When we were looking at how to build our pipeline, we knew that more than just a level editor, or some golden feature du jour, we needed our pipeline to grow and be shareable. Because of how the core architecture of Unity connects to the Asset Store, each production can sell pieces of their pipelines back to each other, creating a massive à la carte feature list that no other software, let alone game engine, can touch. Unity has created essentially a feedback loop where the community is amplifying the community. And since we’re looking to build VR, comics, movies, and games across nearly every platform, choosing Unity was the only choice. It’s going to be ground zero for the future of pop culture entertainment and we want to be a part of it.

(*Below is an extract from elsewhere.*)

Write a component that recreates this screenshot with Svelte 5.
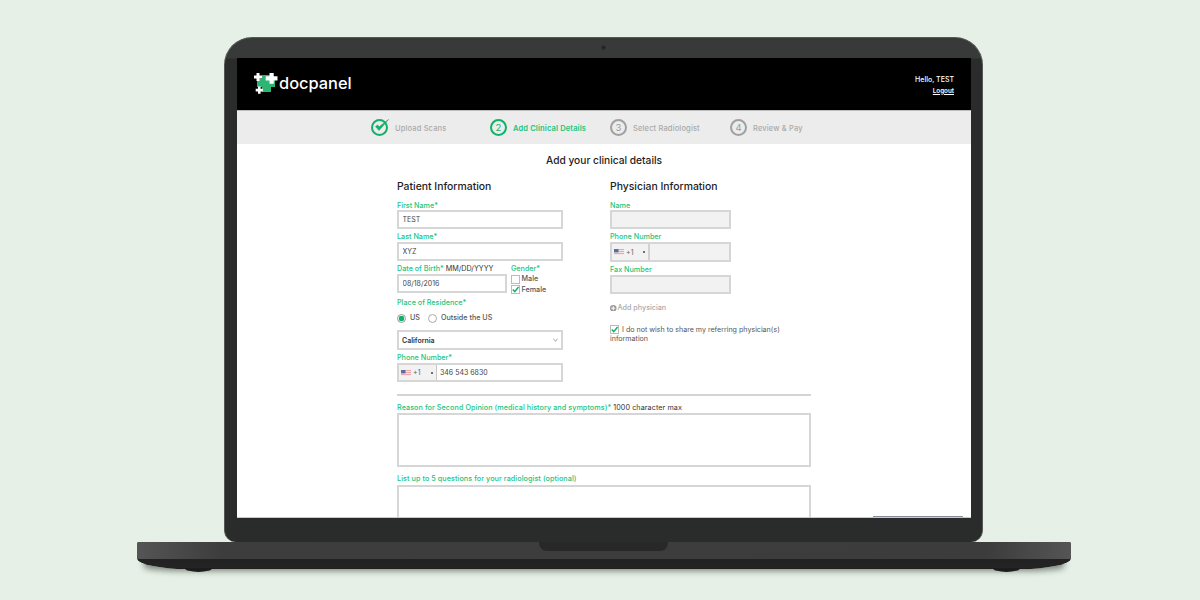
<script>
  const steps = [
    { n: '1', label: 'Upload Scans', state: 'done' },
    { n: '2', label: 'Add Clinical Details', state: 'active' },
    { n: '3', label: 'Select Radiologist', state: '' },
    { n: '4', label: 'Review & Pay', state: '' },
  ];
</script>

{#snippet flag()}
  <svg class="flag" viewBox="0 0 10 6" width="10" height="6">
    <rect width="10" height="6" fill="#e9a9ad" />
    <rect y="1" width="10" height="1" fill="#f3e6e6" />
    <rect y="3" width="10" height="1" fill="#f3e6e6" />
    <rect y="5" width="10" height="1" fill="#f3e6e6" />
    <rect width="4.5" height="3.4" fill="#5b6f9e" />
  </svg>
{/snippet}

{#snippet tick()}
  <svg viewBox="0 0 10 10" width="9" height="9">
    <path d="M2 5 L4.2 7.4 L8.4 2.2" fill="none" stroke="#12b06a" stroke-width="1.7" />
  </svg>
{/snippet}

<div class="stage">
  <div class="laptop">
    <div class="lid">
      <span class="camera"></span>
      <div class="screen">
        <header class="topbar">
          <div class="logo">
            <svg viewBox="0 0 26 24" width="26" height="24">
              <path d="M8 4h9v4h4v8h-4v5H8v-5H3V8h5z" fill="#2fb573" />
              <path d="M2.500 2h3v2.500H8v3H5.500V10h-3V7.500H0v-3h2.500z" fill="#fff" />
              <path d="M15.500 2h4.200v3.300h3.800v4.200h-3.800v3.300h-4.200V9.500h-3.800V5.300h3.800z" fill="#fff" />
              <path d="M4 15.500h2.600v2.300h2.300v2.600H6.600v2.300H4v-2.300H1.700v-2.600H4z" fill="#fff" />
            </svg>
            <span class="brand">docpanel</span>
          </div>
          <div class="user">
            <span>Hello, TEST</span>
            <a href="#logout">Logout</a>
          </div>
        </header>

        <nav class="stepper">
          {#each steps as s}
            <div class="step {s.state}">
              {#if s.state === 'done'}
                <svg class="check" viewBox="0 0 20 20" width="20" height="20">
                  <circle cx="9.500" cy="10.500" r="7.500" fill="none" stroke="#12b06a" stroke-width="2" />
                  <path d="M5.500 9.500 L9 13.500 L18.500 2.500 L9.200 9.800 L7.500 8z" fill="#12b06a" stroke="#12b06a" stroke-width="0.6" />
                </svg>
              {:else}
                <span class="circle">{s.n}</span>
              {/if}
              <span class="step-label">{s.label}</span>
            </div>
          {/each}
        </nav>

        <main class="content">
          <h1>Add your clinical details</h1>
          <div class="columns">
            <section class="col-left">
              <h2>Patient Information</h2>
              <label class="lbl" for="first">First Name*</label>
              <input id="first" class="box" value="TEST" />
              <label class="lbl" for="last">Last Name*</label>
              <input id="last" class="box" value="XYZ" />

              <div class="dob-row">
                <div class="dob">
                  <label class="lbl" for="dob">Date of Birth* <em>MM/DD/YYYY</em></label>
                  <input id="dob" class="box" value="08/18/2016" />
                </div>
                <div class="gender">
                  <span class="lbl">Gender*</span>
                  <span class="opt"><i class="cb"></i>Male</span>
                  <span class="opt"><i class="cb">{@render tick()}</i>Female</span>
                </div>
              </div>

              <span class="lbl place">Place of Residence*</span>
              <div class="radios">
                <span class="opt"><i class="radio on"></i>US</span>
                <span class="opt"><i class="radio"></i>Outside the US</span>
              </div>
              <div class="box select">
                <span>California</span>
                <svg viewBox="0 0 6 4" width="5" height="4"><path d="M.5 .8 L3 3.200 L5.500 .8" fill="none" stroke="#555" stroke-width=".8" /></svg>
              </div>
              <label class="lbl" for="phone">Phone Number*</label>
              <div class="box phone">
                <span class="dial">{@render flag()}<b>+1</b><i class="dot"></i></span>
                <input id="phone" value="346 543 6830" />
              </div>
            </section>

            <section class="col-right">
              <h2>Physician Information</h2>
              <label class="lbl" for="ph-name">Name</label>
              <input id="ph-name" class="box off" />
              <label class="lbl" for="ph-phone">Phone Number</label>
              <div class="box phone off">
                <span class="dial">{@render flag()}<b>+1</b><i class="dot"></i></span>
                <input id="ph-phone" />
              </div>
              <label class="lbl" for="ph-fax">Fax Number</label>
              <input id="ph-fax" class="box off" />
              <div class="add">
                <svg viewBox="0 0 10 10" width="6.500" height="6.500">
                  <circle cx="5" cy="5" r="5" fill="#999" />
                  <path d="M5 2v6M2 5h6" stroke="#fff" stroke-width="1.600" />
                </svg>
                Add physician
              </div>
              <div class="share">
                <i class="cb">{@render tick()}</i>I do not wish to share my referring physician(s) information
              </div>
            </section>
          </div>

          <hr />

          <label class="lbl wide" for="reason">Reason for Second Opinion (medical history and symptoms)* <em>1000 character max</em></label>
          <textarea id="reason" class="area"></textarea>
          <label class="lbl wide second" for="questions">List up to 5 questions for your radiologist (optional)</label>
          <textarea id="questions" class="area"></textarea>
        </main>
        <span class="widget"></span>
      </div>
    </div>
    <div class="base">
      <span class="notch"></span>
      <span class="foot left"></span>
      <span class="foot right"></span>
    </div>
  </div>
</div>

<style>
  :global(body) {
    margin: 0;
    background: #e6f0e7;
  }

  .stage {
    height: 600px;
    overflow: hidden;
    padding-top: 37px;
    box-sizing: border-box;
    font-family: Inter, "Open Sans", sans-serif;
  }

  .laptop {
    width: 934px;
    margin-left: 137px;
    display: flex;
    flex-direction: column;
    align-items: center;
  }

  .lid {
    position: relative;
    box-sizing: border-box;
    width: 759px;
    height: 505px;
    margin-left: -1px;
    padding: 20px 11px 0 12px;
    background: linear-gradient(#383a39 0, #383a39 20px, #2a2c2b 21px);
    border: 1px solid #565857;
    border-bottom: none;
    border-radius: 28px 28px 12px 12px / 28px 28px 12px 12px;
  }

  .camera {
    position: absolute;
    top: 6.500px;
    left: 375.500px;
    width: 3px;
    height: 3px;
    border-radius: 50%;
    background: #222;
    border: 1px solid #2f3130;
  }

  .screen {
    position: relative;
    height: 460px;
    overflow: hidden;
    background: #fff;
    border-bottom: 1px solid #c8c8c8;
    box-sizing: border-box;
  }

  .topbar {
    height: 52px;
    background: #000;
    border-bottom: 1px solid #bdbdbd;
    display: flex;
    align-items: center;
    justify-content: space-between;
    padding: 0 17px;
  }

  .logo {
    display: flex;
    align-items: center;
    color: #fff;
    margin-top: -3px;
  }

  .brand {
    font-size: 16.400px;
    font-weight: 500;
    margin-left: -1px;
  }

  .user {
    display: flex;
    flex-direction: column;
    align-items: flex-end;
    gap: 3px;
    margin-top: 1px;
    color: #fff;
    font-size: 7px;
    font-weight: 500;
  }

  .user a {
    color: #fff;
    font-size: 6.300px;
    font-weight: 600;
  }

  .stepper {
    height: 33px;
    background: #ececec;
    display: grid;
    grid-template-columns: repeat(4, 120px);
    padding-left: 133px;
    align-items: center;
  }

  .step {
    display: flex;
    align-items: center;
    gap: 6px;
    font-size: 7.500px;
    letter-spacing: 0.15px;
    color: #aaa;
    font-weight: 500;
  }

  .step-label {
    margin-top: 2px;
  }

  .step.active {
    color: #22c47e;
    font-weight: 600;
  }

  .check {
    margin-top: -2px;
    margin-right: -1px;
  }

  .circle {
    box-sizing: border-box;
    width: 17px;
    height: 17px;
    border-radius: 50%;
    border: 2px solid #a0a0a0;
    color: #9b9b9b;
    display: flex;
    align-items: center;
    justify-content: center;
    font-size: 9.500px;
    font-weight: 400;
    letter-spacing: 0;
  }

  .active .circle {
    border-color: #12b06a;
    color: #12b06a;
  }

  .content {
    width: 414px;
    margin: 0 auto;
    display: flex;
    flex-direction: column;
  }

  h1 {
    margin: 10px 0 0;
    font-size: 10.200px;
    line-height: 13px;
    font-weight: 500;
    color: #222;
    text-align: center;
  }

  h2 {
    margin: 13px 0 6px;
    font-size: 10.400px;
    line-height: 13px;
    font-weight: 500;
    color: #222;
  }

  .columns {
    display: flex;
    gap: 47px;
    height: 227px;
    flex: none;
  }

  .col-left,
  .col-right {
    display: flex;
    flex-direction: column;
  }

  .col-left {
    width: 166px;
  }

  .col-right {
    width: 200px;
  }

  .lbl {
    display: block;
    flex: none;
    font-size: 7.200px;
    line-height: 11px;
    height: 11px;
    font-weight: 500;
    color: #22c47e;
    white-space: nowrap;
  }

  h2 + .lbl {
    margin-top: 2px;
    height: 9px;
    line-height: 9px;
  }

  .lbl em {
    font-style: normal;
    font-weight: 400;
    color: #333;
  }

  .box {
    box-sizing: border-box;
    flex: none;
    width: 166px;
    height: 19px;
    margin: 0 0 2px;
    padding: 0 3.500px;
    border: 2px solid #d6d6d6;
    background: #fff;
    border-radius: 0;
    font-family: inherit;
    font-size: 7px;
    color: #444;
    outline: none;
  }

  .col-right .box {
    width: 121px;
    background: #f2f2f2;
  }

  .col-right .phone {
    height: 20px;
  }

  .dob-row {
    display: flex;
    gap: 4px;
    flex: none;
  }

  .dob .box {
    display: block;
    width: 110px;
    margin: 0;
  }

  .gender {
    display: flex;
    flex-direction: column;
  }

  .opt {
    display: flex;
    align-items: center;
    gap: 1.500px;
    font-size: 7.200px;
    line-height: 10.500px;
    font-weight: 500;
    color: #555;
  }

  .cb {
    box-sizing: border-box;
    width: 9px;
    height: 9px;
    flex: none;
    border: 1px solid #bbb;
    background: #fff;
    display: flex;
    align-items: center;
    justify-content: center;
  }

  .cb svg {
    flex: none;
  }

  .place {
    margin-top: 2px;
  }

  .radios {
    display: flex;
    flex: none;
    gap: 8px;
    margin: 3px 0 5px;
    height: 14px;
    align-items: center;
  }

  .radios .opt {
    gap: 4px;
  }

  .radio {
    box-sizing: border-box;
    width: 9px;
    height: 9px;
    border-radius: 50%;
    border: 1px solid #aaa;
    background: #fff;
  }

  .radio.on {
    border-color: #999;
    background: radial-gradient(circle, #12b06a 0, #12b06a 2.600px, #fff 3.100px);
  }

  .select {
    display: flex;
    align-items: center;
    justify-content: space-between;
    padding: 0 3px;
    font-weight: 600;
    color: #333;
    height: 20px;
    margin-bottom: 2px;
  }

  .phone {
    display: flex;
    padding: 0;
    margin-bottom: 2px;
  }

  .dial {
    width: 38px;
    flex: none;
    display: flex;
    align-items: center;
    gap: 2px;
    padding-left: 2px;
    box-sizing: border-box;
    background: #f2f2f2;
    border-right: 1px solid #c9c9c9;
    position: relative;
    color: #666;
  }

  .col-right .dial {
    border-right-width: 2px;
    border-right-color: #d2d2d2;
  }

  .dial b {
    font-weight: 400;
  }

  .dot {
    position: absolute;
    right: 3px;
    top: 7px;
    width: 2px;
    height: 2px;
    background: #444;
    border-radius: 1px;
  }

  .phone input {
    flex: 1;
    min-width: 0;
    border: none;
    background: transparent;
    padding: 0 3px;
    font: inherit;
    color: #444;
    outline: none;
  }

  .add {
    margin-top: 7px;
    display: flex;
    align-items: center;
    gap: 1px;
    font-size: 7.200px;
    line-height: 10px;
    color: #aaa;
    font-weight: 500;
  }

  .share {
    margin-top: 12px;
    width: 190px;
    font-size: 7.100px;
    line-height: 9px;
    color: #555;
  }

  .share .cb {
    display: inline-flex;
    vertical-align: -2px;
    margin-right: 3px;
  }

  hr {
    width: 100%;
    margin: 0;
    flex: none;
    border: none;
    border-top: 2px solid #d4d4d4;
  }

  .wide {
    margin-top: 6px;
    letter-spacing: 0.08px;
  }

  .second {
    margin-top: 6px;
    margin-bottom: 1px;
  }

  .area {
    display: block;
    box-sizing: border-box;
    width: 100%;
    height: 54px;
    margin: 0;
    flex: none;
    border: 2px solid #d6d6d6;
    resize: none;
    outline: none;
  }

  .widget {
    position: absolute;
    left: 636px;
    bottom: 0;
    width: 90px;
    height: 1px;
    background: #39415c;
    opacity: 0.6;
  }

  .base {
    position: relative;
    width: 100%;
    height: 27px;
    flex: none;
    box-sizing: border-box;
    background: linear-gradient(#3a3b3a 0, #3a3b3a 16px, #222 17px, #242424 26px, #1c1c1c 27px);
    border-radius: 2px 2px 0 0 / 2px 2px 0 0;
    border-bottom-left-radius: 50px 11px;
    border-bottom-right-radius: 50px 11px;
    box-shadow: 0 9px 6px -7px rgba(50, 60, 50, 0.6);
  }

  .base::before {
    content: '';
    position: absolute;
    inset: 0 0 10px;
    background: linear-gradient(90deg, #555 0, #3d3d3d 9%, #3c3c3c 91%, #555 100%);
    border-radius: 2px 2px 0 0;
  }

  .notch {
    position: absolute;
    top: 0;
    left: 402px;
    width: 129px;
    height: 9px;
    background: #282828;
    border-radius: 0 0 8px 8px;
  }

  .foot {
    position: absolute;
    bottom: -3px;
    width: 27px;
    height: 4px;
    background: #1c1c1c;
    border-radius: 0 0 14px 14px / 0 0 4px 4px;
  }

  .foot.left {
    left: 48px;
  }

  .foot.right {
    right: 51px;
  }
</style>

The Spiraloid Workshop comes across as a master/apprentice kind of a studio where you have experts working with industry beginners to create exciting new things.  Did this idea come from a past experience?  What do you hope to achieve from it?

It did. I used a similar atmosphere when I was advocating edge loop modeling for Gollum. I started up this Spiraloid Digital Sculpting Forum where the creators of ZBrush, Mudbox and digital artists from all over the world could discuss creating 3D on the computer. I was a bit of a hardcase about the forum rules, but the idea for them came from Rodin’s teacher, Edouard Lanteri. He wrote the definitive book on sculpting. In it, he talked about the culture of the sculpting guilds that created the Statue of Liberty. Masters and dedicated apprentices pulling off the impossible struck a chord.

Gollum from digital to physical
Gollum from digital to physical

What we’re doing in the Spiraloid Workshop means rethinking a lot of format centric assumptions, so spreading the knowledge in a similar atmosphere seems to make sense.

My hope is that aspiring creators out there see our VR comics and think, “Hey, I could do this! Who are these Spiraloid Workshop folks and how can I learn to do it to?”

Any words of wisdom for the community?

Make messes but put them inside containers you can build with. Make sure you take the art of editing seriously. Being able to iterate a rough idea into something shippable is important. Be wary of being too precious. Har har. There are ideas you’ll want to make sure stick, but let the rest fall away as you hone the experience. Always be ready to show what you’re working on to people. The outsider insight is one of the most valuable tools you have -- don’t be too secretive.